Fund-manager strategists rely on robust analytics that underpin decisions to rebalance the portfolio. However, they also need to invest heavily in decision-making processes and in their personal ability to help leadership teams get beyond their natural bias to maintain the status quo. One new chief strategist—unlike her predecessor, who tended to act as a facilitator—is trying to develop her role into that of a fund manager as she faces a major disruption in her company’s core consumer-goods market. Her top priority now is to help the company’s executive committee make a series of unfamiliar and uncomfortable choices to reallocate resources away from traditional cash cows and into a disruptive technology that represents the future of the business.
Above and beyond
Regardless of which profile best fits the needs of a company and its leadership team, three broader issues bear consideration for organizations and strategists seeking to raise their strategic game: career background, resource reallocation, and prioritization.
Why career background matters
While nobody wants to be a prisoner of the past, the familiar is comforting, especially when starting a new and often very wide-ranging role. Many new strategists therefore gravitate to what they know already—a trap that requires an alert and honest self-assessment to avoid.
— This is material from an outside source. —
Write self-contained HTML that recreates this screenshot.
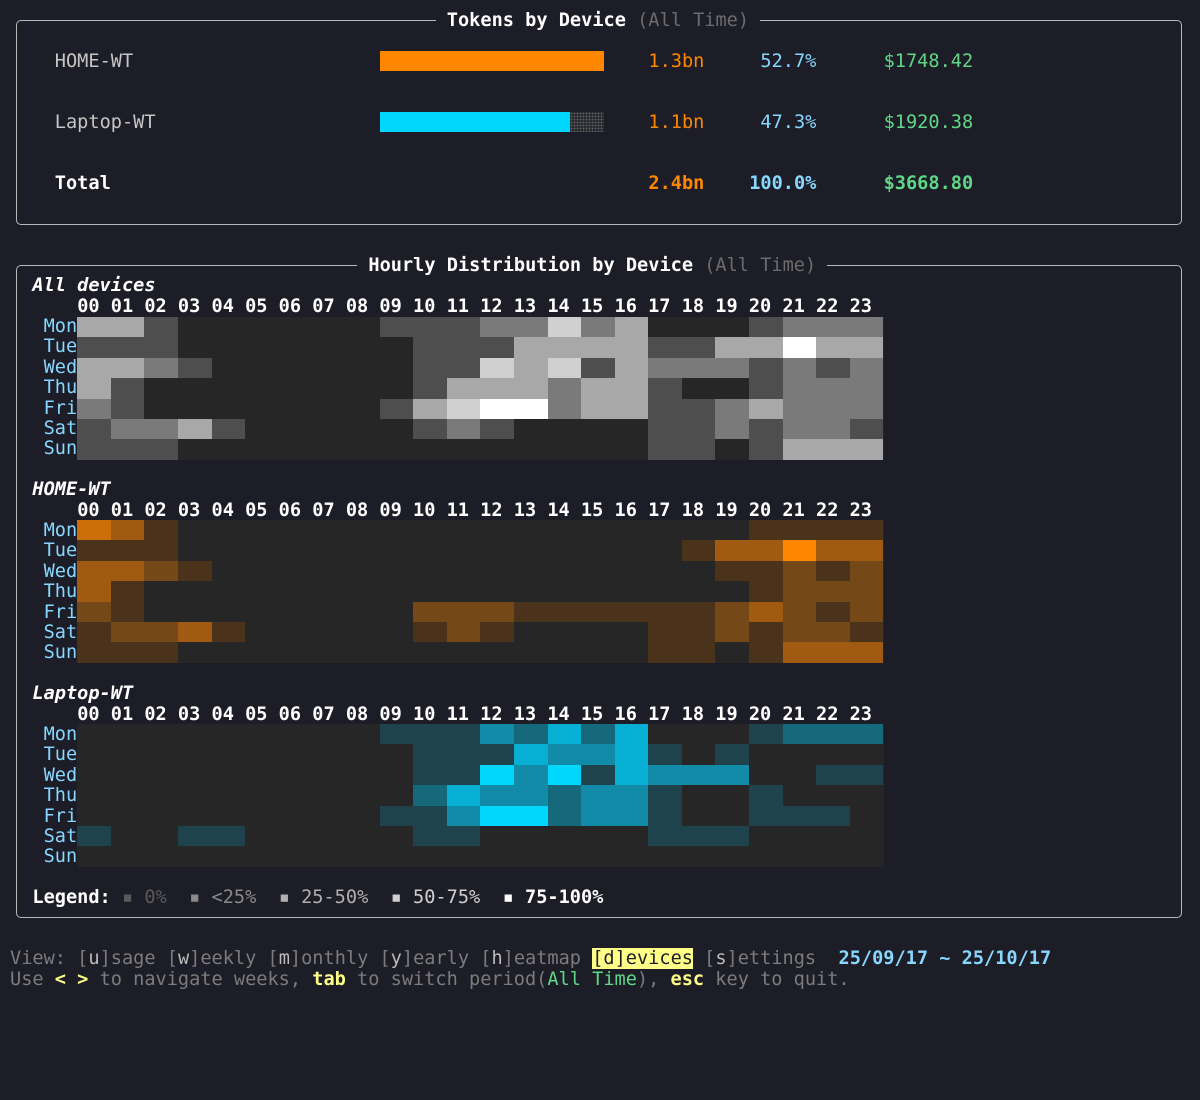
<!DOCTYPE html>
<html><head><meta charset="utf-8"><style>
body{margin:0;width:1200px;height:1100px;background:#1c1d27;overflow:hidden;font-family:"DejaVu Sans Mono","Liberation Mono",monospace;font-size:18.6px;color:#c6c6c6}
.t{position:absolute;white-space:pre;line-height:20.4px;height:20.4px;margin-top:1px}
.box{position:absolute;border:1px solid #b8b8b8;border-radius:5px}
.b{font-weight:bold}
.w{color:#fff}.dim{color:#6c6c6c}.or{color:#ff8700}.cy{color:#87d7ff}.gr{color:#5fd787}.day{color:#87d7ff}
.ttl{background:#1c1d27}
.grid{position:absolute;left:77.2px;width:806.4px;background:#262626}
.grid div{display:flex;height:20.4px}
.grid i{display:block;width:33.6px;height:20.4px;flex:none}
.g .l1{background:#4e4e4e}.g .l2{background:#7a7a7a}.g .l3{background:#a8a8a8}.g .l4{background:#d0d0d0}.g .l5{background:#fff}
.o .l1{background:#4b331b}.o .l2{background:#744817}.o .l3{background:#a05a11}.o .l4{background:#cc6e0a}.o .l5{background:#ff8700}
.c .l1{background:#1f434c}.c .l2{background:#16697a}.c .l3{background:#118ba8}.c .l4{background:#08afd5}.c .l5{background:#00d7ff}
.ft{color:#7c7c7c}.k{color:#bcbcbc}.y{color:#ffff87;font-weight:bold}
</style></head><body>
<div class="box" style="left:15.6px;top:20.2px;width:1164px;height:203px"></div>
<div class="t ttl" style="left:435.6px;top:10px"> <span class="b w">Tokens by Device</span><span class="dim"> (All Time)</span> </div>
<div class="t" style="left:54.8px;top:50.8px">HOME-WT</div>
<div style="position:absolute;left:379.6px;top:51px;width:224px;height:20px;background:#ff8700"></div>
<div class="t or" style="left:648.4px;top:50.8px">1.3bn</div>
<div class="t cy" style="left:760.4px;top:50.8px">52.7%</div>
<div class="t gr" style="left:883.6px;top:50.8px">$1748.42</div>
<div class="t" style="left:54.8px;top:112px">Laptop-WT</div>
<div style="position:absolute;left:379.6px;top:112px;width:190px;height:20px;background:#00d7ff"></div>
<div style="position:absolute;left:569.6px;top:112px;width:34px;height:20px;background-color:#2a2a33;background-image:radial-gradient(circle,#666 0.7px,transparent 0.9px);background-size:3px 3px"></div>
<div class="t or" style="left:648.4px;top:112px">1.1bn</div>
<div class="t cy" style="left:760.4px;top:112px">47.3%</div>
<div class="t gr" style="left:883.6px;top:112px">$1920.38</div>
<div class="t b w" style="left:54.8px;top:173.2px">Total</div>
<div class="t b or" style="left:648.4px;top:173.2px">2.4bn</div>
<div class="t b cy" style="left:749.2px;top:173.2px">100.0%</div>
<div class="t b gr" style="left:883.6px;top:173.2px">$3668.80</div>

<div class="box" style="left:15.6px;top:265px;width:1164px;height:651px"></div>
<div class="t ttl" style="left:357.2px;top:254.8px"> <span class="b w">Hourly Distribution by Device</span><span class="dim"> (All Time)</span> </div>

<div class="t b w" style="left:32.4px;top:275.2px;font-style:italic">All devices</div>
<div class="t b w" style="left:77.2px;top:295.6px">00 01 02 03 04 05 06 07 08 09 10 11 12 13 14 15 16 17 18 19 20 21 22 23</div>
<div class="t day" style="left:43.6px;top:316px;line-height:20.4px;height:auto">Mon
Tue
Wed
Thu
Fri
Sat
Sun</div>
<div class="grid g" style="top:317px">
<div><i class=l3></i><i class=l3></i><i class=l1></i><i></i><i></i><i></i><i></i><i></i><i></i><i class=l1></i><i class=l1></i><i class=l1></i><i class=l2></i><i class=l2></i><i class=l4></i><i class=l2></i><i class=l3></i><i></i><i></i><i></i><i class=l1></i><i class=l2></i><i class=l2></i><i class=l2></i></div>
<div><i class=l1></i><i class=l1></i><i class=l1></i><i></i><i></i><i></i><i></i><i></i><i></i><i></i><i class=l1></i><i class=l1></i><i class=l1></i><i class=l3></i><i class=l3></i><i class=l3></i><i class=l3></i><i class=l1></i><i class=l1></i><i class=l3></i><i class=l3></i><i class=l5></i><i class=l3></i><i class=l3></i></div>
<div><i class=l3></i><i class=l3></i><i class=l2></i><i class=l1></i><i></i><i></i><i></i><i></i><i></i><i></i><i class=l1></i><i class=l1></i><i class=l4></i><i class=l3></i><i class=l4></i><i class=l1></i><i class=l3></i><i class=l2></i><i class=l2></i><i class=l2></i><i class=l1></i><i class=l2></i><i class=l1></i><i class=l2></i></div>
<div><i class=l3></i><i class=l1></i><i></i><i></i><i></i><i></i><i></i><i></i><i></i><i></i><i class=l1></i><i class=l3></i><i class=l3></i><i class=l3></i><i class=l2></i><i class=l3></i><i class=l3></i><i class=l1></i><i></i><i></i><i class=l1></i><i class=l2></i><i class=l2></i><i class=l2></i></div>
<div><i class=l2></i><i class=l1></i><i></i><i></i><i></i><i></i><i></i><i></i><i></i><i class=l1></i><i class=l3></i><i class=l4></i><i class=l5></i><i class=l5></i><i class=l2></i><i class=l3></i><i class=l3></i><i class=l1></i><i class=l1></i><i class=l2></i><i class=l3></i><i class=l2></i><i class=l2></i><i class=l2></i></div>
<div><i class=l1></i><i class=l2></i><i class=l2></i><i class=l3></i><i class=l1></i><i></i><i></i><i></i><i></i><i></i><i class=l1></i><i class=l2></i><i class=l1></i><i></i><i></i><i></i><i></i><i class=l1></i><i class=l1></i><i class=l2></i><i class=l1></i><i class=l2></i><i class=l2></i><i class=l1></i></div>
<div><i class=l1></i><i class=l1></i><i class=l1></i><i></i><i></i><i></i><i></i><i></i><i></i><i></i><i></i><i></i><i></i><i></i><i></i><i></i><i></i><i class=l1></i><i class=l1></i><i></i><i class=l1></i><i class=l3></i><i class=l3></i><i class=l3></i></div>
</div>

<div class="t b w" style="left:32.4px;top:479.2px;font-style:italic">HOME-WT</div>
<div class="t b w" style="left:77.2px;top:499.6px">00 01 02 03 04 05 06 07 08 09 10 11 12 13 14 15 16 17 18 19 20 21 22 23</div>
<div class="t day" style="left:43.6px;top:520px;height:auto">Mon
Tue
Wed
Thu
Fri
Sat
Sun</div>
<div class="grid o" style="top:520px">
<div><i class=l4></i><i class=l3></i><i class=l1></i><i></i><i></i><i></i><i></i><i></i><i></i><i></i><i></i><i></i><i></i><i></i><i></i><i></i><i></i><i></i><i></i><i></i><i class=l1></i><i class=l1></i><i class=l1></i><i class=l1></i></div>
<div><i class=l1></i><i class=l1></i><i class=l1></i><i></i><i></i><i></i><i></i><i></i><i></i><i></i><i></i><i></i><i></i><i></i><i></i><i></i><i></i><i></i><i class=l1></i><i class=l3></i><i class=l3></i><i class=l5></i><i class=l3></i><i class=l3></i></div>
<div><i class=l3></i><i class=l3></i><i class=l2></i><i class=l1></i><i></i><i></i><i></i><i></i><i></i><i></i><i></i><i></i><i></i><i></i><i></i><i></i><i></i><i></i><i></i><i class=l1></i><i class=l1></i><i class=l2></i><i class=l1></i><i class=l2></i></div>
<div><i class=l3></i><i class=l1></i><i></i><i></i><i></i><i></i><i></i><i></i><i></i><i></i><i></i><i></i><i></i><i></i><i></i><i></i><i></i><i></i><i></i><i></i><i class=l1></i><i class=l2></i><i class=l2></i><i class=l2></i></div>
<div><i class=l2></i><i class=l1></i><i></i><i></i><i></i><i></i><i></i><i></i><i></i><i></i><i class=l2></i><i class=l2></i><i class=l2></i><i class=l1></i><i class=l1></i><i class=l1></i><i class=l1></i><i class=l1></i><i class=l1></i><i class=l2></i><i class=l3></i><i class=l2></i><i class=l1></i><i class=l2></i></div>
<div><i class=l1></i><i class=l2></i><i class=l2></i><i class=l3></i><i class=l1></i><i></i><i></i><i></i><i></i><i></i><i class=l1></i><i class=l2></i><i class=l1></i><i></i><i></i><i></i><i></i><i class=l1></i><i class=l1></i><i class=l2></i><i class=l1></i><i class=l2></i><i class=l2></i><i class=l1></i></div>
<div><i class=l1></i><i class=l1></i><i class=l1></i><i></i><i></i><i></i><i></i><i></i><i></i><i></i><i></i><i></i><i></i><i></i><i></i><i></i><i></i><i class=l1></i><i class=l1></i><i></i><i class=l1></i><i class=l3></i><i class=l3></i><i class=l3></i></div>
</div>

<div class="t b w" style="left:32.4px;top:683.2px;font-style:italic">Laptop-WT</div>
<div class="t b w" style="left:77.2px;top:703.6px">00 01 02 03 04 05 06 07 08 09 10 11 12 13 14 15 16 17 18 19 20 21 22 23</div>
<div class="t day" style="left:43.6px;top:724px;height:auto">Mon
Tue
Wed
Thu
Fri
Sat
Sun</div>
<div class="grid c" style="top:724px">
<div><i></i><i></i><i></i><i></i><i></i><i></i><i></i><i></i><i></i><i class=l1></i><i class=l1></i><i class=l1></i><i class=l3></i><i class=l2></i><i class=l4></i><i class=l2></i><i class=l4></i><i></i><i></i><i></i><i class=l1></i><i class=l2></i><i class=l2></i><i class=l2></i></div>
<div><i></i><i></i><i></i><i></i><i></i><i></i><i></i><i></i><i></i><i></i><i class=l1></i><i class=l1></i><i class=l1></i><i class=l4></i><i class=l3></i><i class=l3></i><i class=l4></i><i class=l1></i><i></i><i class=l1></i><i></i><i></i><i></i><i></i></div>
<div><i></i><i></i><i></i><i></i><i></i><i></i><i></i><i></i><i></i><i></i><i class=l1></i><i class=l1></i><i class=l5></i><i class=l3></i><i class=l5></i><i class=l1></i><i class=l4></i><i class=l3></i><i class=l3></i><i class=l3></i><i></i><i></i><i class=l1></i><i class=l1></i></div>
<div><i></i><i></i><i></i><i></i><i></i><i></i><i></i><i></i><i></i><i></i><i class=l2></i><i class=l4></i><i class=l3></i><i class=l3></i><i class=l2></i><i class=l3></i><i class=l3></i><i class=l1></i><i></i><i></i><i class=l1></i><i></i><i></i><i></i></div>
<div><i></i><i></i><i></i><i></i><i></i><i></i><i></i><i></i><i></i><i class=l1></i><i class=l1></i><i class=l3></i><i class=l5></i><i class=l5></i><i class=l2></i><i class=l3></i><i class=l3></i><i class=l1></i><i></i><i></i><i class=l1></i><i class=l1></i><i class=l1></i><i></i></div>
<div><i class=l1></i><i></i><i></i><i class=l1></i><i class=l1></i><i></i><i></i><i></i><i></i><i></i><i class=l1></i><i class=l1></i><i></i><i></i><i></i><i></i><i></i><i class=l1></i><i class=l1></i><i class=l1></i><i></i><i></i><i></i><i></i></div>
<div></div>
</div>

<div class="t" style="left:32.4px;top:887.2px"><span class="b w">Legend:</span> <span style="color:#5a5a5a">▪ 0%</span>  <span style="color:#8a8a8a">▪ &lt;25%</span>  <span style="color:#b0b0b0">▪ 25-50%</span>  <span style="color:#d0d0d0">▪ 50-75%</span>  <span class="b w">▪ 75-100%</span></div>

<div class="t ft" style="left:10px;top:948.4px">View: [<span class="k">u</span>]sage [<span class="k">w</span>]eekly [<span class="k">m</span>]onthly [<span class="k">y</span>]early [<span class="k">h</span>]eatmap <span style="background:#ffff87;color:#1c1d27">[d]evices</span> [<span class="k">s</span>]ettings  <span class="b cy">25/09/17 ~ 25/10/17</span></div>
<div class="t ft" style="left:10px;top:968.8px">Use <span class="y">&lt; &gt;</span> to navigate weeks, <span class="y">tab</span> to switch period(<span class="gr">All Time</span>), <span class="y">esc</span> key to quit.</div>
</body></html>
Chief strategists who are former investment bankers, for example, are 2.5 times more likely to focus on business development than the average strategist. Former project leaders are two times more likely to prioritize the project-delivery facets of the chief strategist’s role. Although a company driving a strategic M&A program may find it advantageous to choose a former investment banker as chief strategist, he or she must be careful to avoid overemphasizing familiar mind-sets and activities.
The data from our survey suggest that basing priorities on prior experience doesn’t necessarily correlate with better strategic performance. For example, among former project leaders who prioritize the project-delivery facet of their role as strategists, only 20 percent feel that their strategy is actually effective, compared with 51 percent of all respondents.
Resources, resources, resources
Whichever type of strategist you may be, or need to be, a shift in the way your company allocates its resources must accompany its strategy. McKinsey research shows that companies tend to allocate 90 percent or more of their resources to the same places year after year, regardless of changes in the environment or their strategies.7 Dynamic companies that reallocate resources more actively deliver better, less volatile annual returns to shareholders, on average,8 than their more dormant counterparts—particularly during economic downturns.9
Whether or not chief strategists measure this, they intuitively know it. Some 40 percent of those surveyed cite concerns about translating strategy to action. In particular, linking it to budgets and objectives is their top concern. Yet only 10 percent include resource reallocation among the top three facets of their role. Of the few chief strategists who do prioritize it, only 24 percent feel they do so very effectively—the lowest percentage of any facet. The strategist for a minerals company astutely remarks that, along with building strategic capabilities, “the resource-reallocator role is always critical, since it defines how to execute the strategy. Without it, you just have a good strategy paper.” By fighting inertia in resource allocation, strategists can go a long way toward making strategies stick.
Prioritize!
Implicit in effective resource allocation is prioritization—a critical need for strategists more broadly as the potential scope of their roles continues to widen. Our survey shows that chief strategists are up to four times more effective at the facets of the specific role they prioritize.
To cut through a potentially vast scope of responsibilities, chief strategists, and those who hire them, need to make choices. What drives these choices will depend on the unique circumstances of the organization and, to some extent, the capabilities of individual strategists and their partners on senior-executive teams. A chief strategist may be better placed to take on certain roles that have historically been part of the mandate of other executives, and as CSOs carve out their role, they will need to facilitate a reshuffling of responsibilities within the executive team. For example, a strategist whose priority is to be a fund manager may wish to own the company’s resource-allocation map, which might currently be within the responsibilities of the CFO as part of the budgeting process. (The same could be true in reverse for a CFO assuming greater strategic responsibility.)
Having explicit conversations about expectations and the division of roles and responsibilities across the executive team will improve its dynamics and make the organization as a whole more effective. The chief strategist’s role is partly about setting the mandate for a job that can mean many things in different organizations. These conversations should take place when a new strategist takes over and when the needs of the organization change and it makes sense to reassess priorities. A critical place to start is deciding whether the strategist will shape and run the process that generates the strategy or will instead take responsibility for crafting the strategy itself on behalf of the senior team. A related issue for the CEO, board, and other executives concerned with the quality of the company’s strategic direction is who owns the organization’s resource-reallocation and strategic capability-building efforts. If a hard look in the mirror reveals that these roles aren’t owned elsewhere or aren’t managed effectively, that too can influence the priorities of strategists, including tough questions about whether or not their strengths will lead them to emerge as strong fund managers or mobilizers.
The complexity of today’s strategic landscape places a premium on good strategy. And just as crafting strategy requires tough choices, so does shaping the role of the strategist. The good news, according to our research, is that strategists have a range of powerful options for adding value to their organizations, and nearly 90 percent of the strategists responding to our survey thought they were effective at the elements of the role they prioritized. The bad news is that over time it’s easy for mismatches to develop between those areas of focus and a company’s strategic needs. By identifying those mismatches and reprioritizing accordingly, strategists, chief executives, and other members of the top team can boost the quality of their strategic insights and actions.